The impression of an administration dedicated to the service of rich patrons is reinforced by revelations from the Leveson inquiry into press standards. Most voters will not study the detail of Cameron’s intimacy with the Murdoch family to establish whether or not it counts as corruption. The background hum of corporate clubbiness is alienating enough.

Meanwhile, the sheer length of time it is taking Downing Street to regain command of the news agenda has become part of the story. Tory MPs have watched in horror – plus some gratification fed by years of resentment at Cameroon smugness – as the Prime Minister’s spin machinery has sputtered and misfired. Prolonged mismanagement covers the government in deadly ridicule. The Home Office’s self-satirising struggle to decode a calendar, thereby failing to ensure the timely deportation of a terror suspect, has not helped. The spring shambles has seen the Tories slide 10 points behind Labour in some opinion polls.

The opposition ought to be jubilant but isn’t. Miliband was badly stung by defeat in Bradford West. The Respect party’s George Galloway trounced the Labour candidate with a mixture of canny religious-ethnic agitation and crude, leftist populism. The result showed how Labour’s national opinion-poll advantage ­expresses a default monopoly on opposition, without describing any enthusiasm for the Miliband project. Public hostility to all Westminster parties is such that, at local level, a well-organised vehicle for anti-establishment feeling can scoop up votes by the bucketful.

The generous interpretation of Miliband’s position is that he has already led a remarkable comeback. Two years ago, Brown netted La­bour’s lowest national vote share since Michael Foot’s 1983 drubbing. Now, double-digit leads over the Tories are restored. Meanwhile, the Lib Dems have surrendered their share of the country’s anti-Tory vote – that stubborn rump of the electorate, mostly in the north of England and Scotland, that is culturally inoculated against Conservative campaign messages. Cameron’s failure to change its mind was the crucial factor in producing a hung parliament in 2010. Nothing has happened to suggest he will make more progress next time or knows the whereabouts of untapped stores of potential supporters.

Miliband’s strategists refer to this warehousing of protest votes optimistically as “reuniting the progressive alliance”. The plan all along, it is claimed in the leader’s office, was first to stabilise the party, then establish in voters’ minds that the coalition is “out of touch” and failing on the economy. Only once those milestones are passed will the public be primed to receive Labour’s message.
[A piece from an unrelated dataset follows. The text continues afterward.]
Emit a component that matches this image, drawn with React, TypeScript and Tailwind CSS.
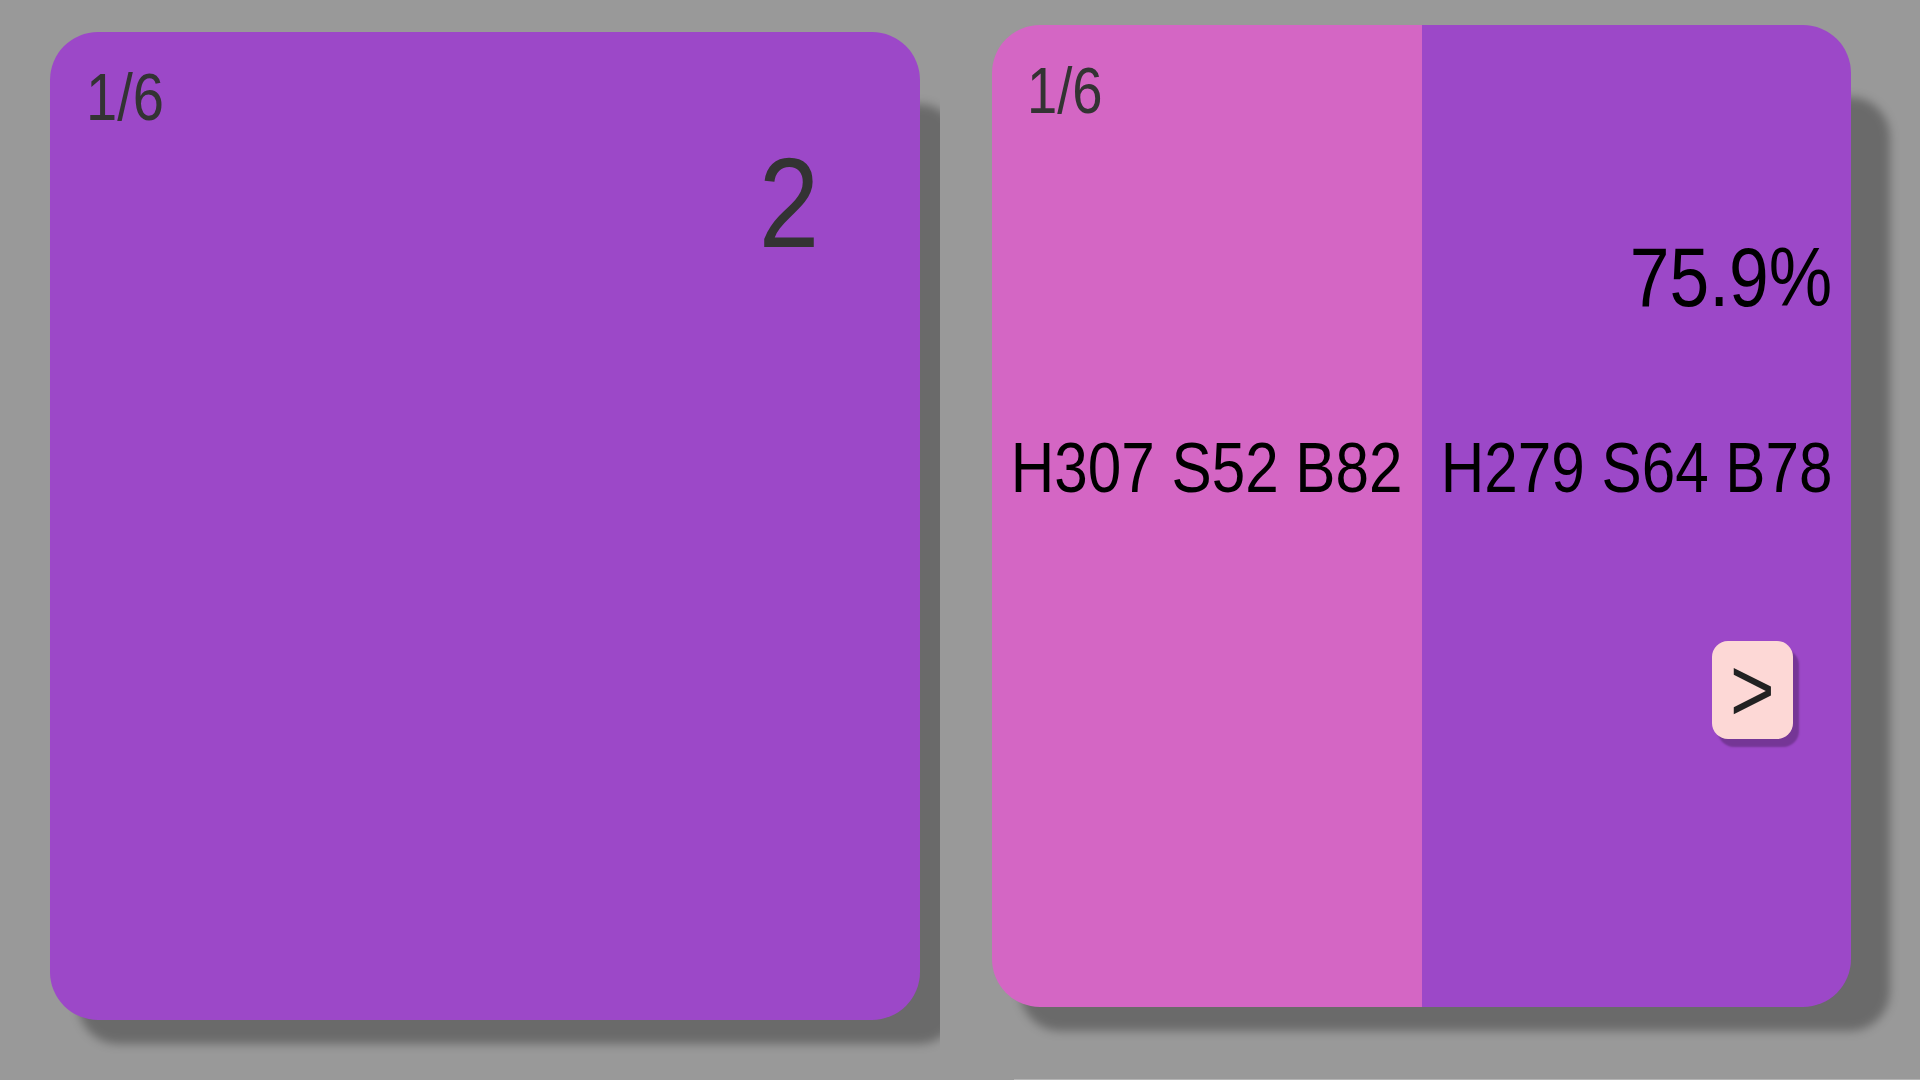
export default function App() {
  return (
    <div className="w-full h-[1080px] bg-[#999999] flex flex-col font-['Liberation_Sans',Arial,sans-serif] overflow-hidden">
      <div className="flex h-[1079px]">
        {/* left card, its shadow is clipped by the cell */}
        <div className="w-[940px] h-full overflow-hidden shrink-0 pl-[50px] pt-[32px]">
          <div className="relative w-[870px] h-[988px]">
            <div className="absolute left-[28px] top-[72px] -right-[39px] -bottom-[24px] rounded-[40px] bg-black/30 blur-[5px]" />
            <div className="relative h-full rounded-[48px] bg-[#9c48c8] flex flex-col pt-[32px] pl-[36px] pr-[33px]">
              <span className="inline-block self-start origin-left scale-x-[0.85] text-[66px] leading-none text-[#333333]">
                1/6
              </span>
              <span className="inline-block self-end mr-[68px] mt-[9px] origin-right scale-x-[0.85] text-[128px] leading-none text-[#333333]">
                2
              </span>
            </div>
          </div>
        </div>

        {/* right card */}
        <div className="pl-[52px] pt-[25px]">
          <div className="relative w-[859px] h-[982px]">
            <div className="absolute left-[28px] top-[72px] -right-[39px] -bottom-[24px] rounded-[40px] bg-black/30 blur-[5px]" />
            <div className="relative h-full rounded-[48px] overflow-hidden grid grid-cols-2">
              <div className="bg-[#d466c4] flex flex-col pt-[34px]">
                <span className="inline-block self-start ml-[35px] origin-left scale-x-[0.85] text-[64px] leading-none text-[#333333]">
                  1/6
                </span>
                <div className="mt-[310px] flex justify-center">
                  <span className="inline-block shrink-0 whitespace-nowrap scale-x-[0.86] text-[70px] leading-none text-black">
                    H307 S52 B82
                  </span>
                </div>
              </div>
              <div className="bg-[#9c48c8] flex flex-col pt-[210px]">
                <span className="inline-block self-end mr-[19px] origin-right scale-x-[0.85] text-[84px] leading-none text-black">
                  75.9%
                </span>
                <div className="mt-[114px] flex justify-center">
                  <span className="inline-block shrink-0 whitespace-nowrap scale-x-[0.86] text-[70px] leading-none text-black">
                    H279 S64 B78
                  </span>
                </div>
                <button className="self-end mr-[58px] mt-[138px] w-[81px] h-[98px] rounded-[16px] bg-[#fdd8d6] shadow-[6px_8px_2px_rgba(0,0,0,0.25)] flex items-center justify-center">
                  <span className="inline-block scale-x-[0.85] text-[90px] leading-none text-[#222222]">
                    &gt;
                  </span>
                </button>
              </div>
            </div>
          </div>
        </div>
      </div>
      <div className="h-px ml-[1014px] bg-[#b4b4b4]" />
    </div>
  );
}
The less flattering view, held privately by many Labour MPs and shadow ministers, is that Miliband has benefited from the electoral windfall of left-leaning Lib Dem refugees and bought a brittle kind of unity in his own ranks by deferring difficult policy choices. “We’ve got as far as we can mining the seam of Lib Dem disaffection,” says one shadow cabinet minister. “We haven’t established a strong enough alternative.”

Dwindling hopes

One concern is that Miliband and Ed Balls are relying too heavily on vindication by macroeconomic circumstances. The economy is shrinking and the national debt rising, which is the opposite of what Osborne said  would happen. Balls warned that aggressive fiscal retrenchment risked stifling growth and the economy has duly double-dipped. A flash of “I told you so” is well earned. But  that does not automatically restore public confidence in Labour as stewards of the national finances.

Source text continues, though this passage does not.